Whanganui councillor Philippa Baker-Hogan submitted in support of the fund and project.
But there were lots of other submissions on the proposed fund.

The Manawatu District Council asked for it to be lifted to $2m a year, and for Manfeild to be the first beneficiary.

The Wanganui Rural Community Board felt it would be better for the district itself to fund the project.

Lyn Cheyne, Whanganui's former destination marketing leader, said a regional facilities fund was not needed now that Government has a $3 billion Provincial Growth Fund.

If the velodrome project was commercially viable, investors could be found.

"The overall result of funding these types of facilities can often be a greater tax burden on a dwindling number of ratepayers in maintaining and operating infrastructure that has never realised its potential."

In most cases economic development doesn't require new facilities, she said, and new facilities tend to happen as a result of it.

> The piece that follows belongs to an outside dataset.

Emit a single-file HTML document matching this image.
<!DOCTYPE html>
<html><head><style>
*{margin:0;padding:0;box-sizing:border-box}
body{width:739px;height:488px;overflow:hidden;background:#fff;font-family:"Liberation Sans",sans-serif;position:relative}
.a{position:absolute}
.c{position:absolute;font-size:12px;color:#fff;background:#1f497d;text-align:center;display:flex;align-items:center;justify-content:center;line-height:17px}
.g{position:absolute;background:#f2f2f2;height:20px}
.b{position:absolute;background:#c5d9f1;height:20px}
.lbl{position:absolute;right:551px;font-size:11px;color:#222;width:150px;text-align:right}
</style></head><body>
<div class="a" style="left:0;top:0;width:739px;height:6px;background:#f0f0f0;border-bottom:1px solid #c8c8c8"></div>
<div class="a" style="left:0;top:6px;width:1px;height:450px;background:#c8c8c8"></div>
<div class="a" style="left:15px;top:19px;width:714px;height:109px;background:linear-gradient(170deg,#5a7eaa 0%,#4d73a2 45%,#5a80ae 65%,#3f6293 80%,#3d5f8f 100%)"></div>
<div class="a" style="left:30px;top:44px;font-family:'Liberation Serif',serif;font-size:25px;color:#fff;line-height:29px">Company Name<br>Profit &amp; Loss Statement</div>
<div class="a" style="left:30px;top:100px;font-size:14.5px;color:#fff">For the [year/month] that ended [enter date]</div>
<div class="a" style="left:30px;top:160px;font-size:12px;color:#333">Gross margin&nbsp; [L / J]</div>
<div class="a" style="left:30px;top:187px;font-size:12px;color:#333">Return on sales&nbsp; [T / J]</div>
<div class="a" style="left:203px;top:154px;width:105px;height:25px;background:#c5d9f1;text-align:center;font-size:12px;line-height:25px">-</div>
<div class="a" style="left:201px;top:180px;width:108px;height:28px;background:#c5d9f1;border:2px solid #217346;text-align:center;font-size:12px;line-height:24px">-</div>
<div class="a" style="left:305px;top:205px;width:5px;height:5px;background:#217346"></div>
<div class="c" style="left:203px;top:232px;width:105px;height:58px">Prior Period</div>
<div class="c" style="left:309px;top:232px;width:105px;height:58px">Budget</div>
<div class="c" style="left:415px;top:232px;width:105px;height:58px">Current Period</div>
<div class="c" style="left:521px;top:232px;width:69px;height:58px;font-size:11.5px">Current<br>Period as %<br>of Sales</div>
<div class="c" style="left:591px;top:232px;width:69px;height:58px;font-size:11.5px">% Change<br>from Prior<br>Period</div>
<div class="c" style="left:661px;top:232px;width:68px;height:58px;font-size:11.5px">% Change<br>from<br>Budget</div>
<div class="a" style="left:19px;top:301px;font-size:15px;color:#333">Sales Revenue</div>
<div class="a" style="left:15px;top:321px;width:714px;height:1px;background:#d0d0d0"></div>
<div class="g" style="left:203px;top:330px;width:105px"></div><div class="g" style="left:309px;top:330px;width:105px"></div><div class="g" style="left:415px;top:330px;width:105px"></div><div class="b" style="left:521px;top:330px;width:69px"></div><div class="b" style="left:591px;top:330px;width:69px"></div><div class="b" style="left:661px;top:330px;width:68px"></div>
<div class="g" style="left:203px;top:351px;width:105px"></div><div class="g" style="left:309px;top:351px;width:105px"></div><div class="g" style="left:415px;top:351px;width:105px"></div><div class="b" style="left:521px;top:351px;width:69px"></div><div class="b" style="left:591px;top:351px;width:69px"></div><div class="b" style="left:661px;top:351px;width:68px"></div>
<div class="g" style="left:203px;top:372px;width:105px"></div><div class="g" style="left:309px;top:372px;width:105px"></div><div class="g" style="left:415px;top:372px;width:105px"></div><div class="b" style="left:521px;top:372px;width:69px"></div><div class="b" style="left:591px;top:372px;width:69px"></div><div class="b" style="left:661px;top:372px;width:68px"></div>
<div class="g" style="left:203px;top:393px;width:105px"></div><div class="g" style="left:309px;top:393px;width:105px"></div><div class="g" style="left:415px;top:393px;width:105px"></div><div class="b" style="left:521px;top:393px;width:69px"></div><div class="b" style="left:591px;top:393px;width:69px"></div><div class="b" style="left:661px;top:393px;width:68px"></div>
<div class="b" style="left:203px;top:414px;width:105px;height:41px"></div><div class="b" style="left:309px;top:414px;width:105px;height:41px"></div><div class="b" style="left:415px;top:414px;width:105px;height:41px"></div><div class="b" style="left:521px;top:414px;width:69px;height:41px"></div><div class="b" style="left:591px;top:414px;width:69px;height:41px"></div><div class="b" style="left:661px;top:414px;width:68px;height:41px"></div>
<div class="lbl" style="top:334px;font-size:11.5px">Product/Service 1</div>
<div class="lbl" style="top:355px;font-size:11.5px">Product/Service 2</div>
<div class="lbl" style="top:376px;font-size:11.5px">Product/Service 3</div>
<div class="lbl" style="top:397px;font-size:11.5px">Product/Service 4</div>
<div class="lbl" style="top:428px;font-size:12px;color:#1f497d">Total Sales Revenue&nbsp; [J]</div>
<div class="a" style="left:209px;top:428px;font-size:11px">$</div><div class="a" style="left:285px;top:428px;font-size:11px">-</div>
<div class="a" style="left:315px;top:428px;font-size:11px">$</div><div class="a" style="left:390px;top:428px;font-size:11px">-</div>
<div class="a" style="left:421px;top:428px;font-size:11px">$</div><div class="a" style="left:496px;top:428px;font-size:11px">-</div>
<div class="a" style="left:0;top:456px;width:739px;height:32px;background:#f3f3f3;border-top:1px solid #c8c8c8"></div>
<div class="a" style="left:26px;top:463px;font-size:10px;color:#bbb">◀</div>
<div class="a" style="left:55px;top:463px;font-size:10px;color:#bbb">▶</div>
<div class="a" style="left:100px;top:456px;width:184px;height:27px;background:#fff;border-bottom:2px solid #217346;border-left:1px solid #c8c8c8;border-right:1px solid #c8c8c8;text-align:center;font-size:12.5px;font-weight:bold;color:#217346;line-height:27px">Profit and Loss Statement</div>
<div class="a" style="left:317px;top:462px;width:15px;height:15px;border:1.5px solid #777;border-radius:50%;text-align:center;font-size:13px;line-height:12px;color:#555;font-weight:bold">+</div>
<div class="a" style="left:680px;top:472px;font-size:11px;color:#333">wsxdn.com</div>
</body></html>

Several submitters had ideas about how to prevent a swollen Matarawa Stream flooding parts of Whanganui East. Diverting more of its floodwater into the Mateongaonga Stream has been suggested.

Some submitters suggested diverting all the water. But Whanganui's David Matthews showed slides of the erosion already happening from partial diversion.

"It's not fair to trash someone's farm to prevent a property flooding somewhere else."

He suggested the Horizons and Whanganui District councils work together to enlarge the Gerse St culvert, which would let more water through.

Lyn Pearson asked for better information about bus routes and times in Whanganui, and paper timetables for people who can't access them online. She said Affco had not installed ventilation equipment in its rendering plant, and asked how to find out whether water at the Whanganui River mouth is cleaner now that sewage is going into the new wastewater treatment plant.

Horizons' proposal to put $4.9m into repairing training structures in the lower river was applauded by Jamie Waugh. He said the council had a statutory obligation to make the repairs, and it was good to see better co-operation with the Whanganui District Council.

Bits were falling off the north and south moles. If they were not repaired soon the city, the airport and Castlecliff would be at major risk.

Jock Lee and Peter Horsley said Horizons should be paying more attention to climate change.

Jo Morris and David Richardson, separately, said they could barely afford to pay their rates. Richardson said rates were 14.2 per cent of his income.

He asked people in the room to raise their hands if their income was less than $25,000 a year – as his was. No one did.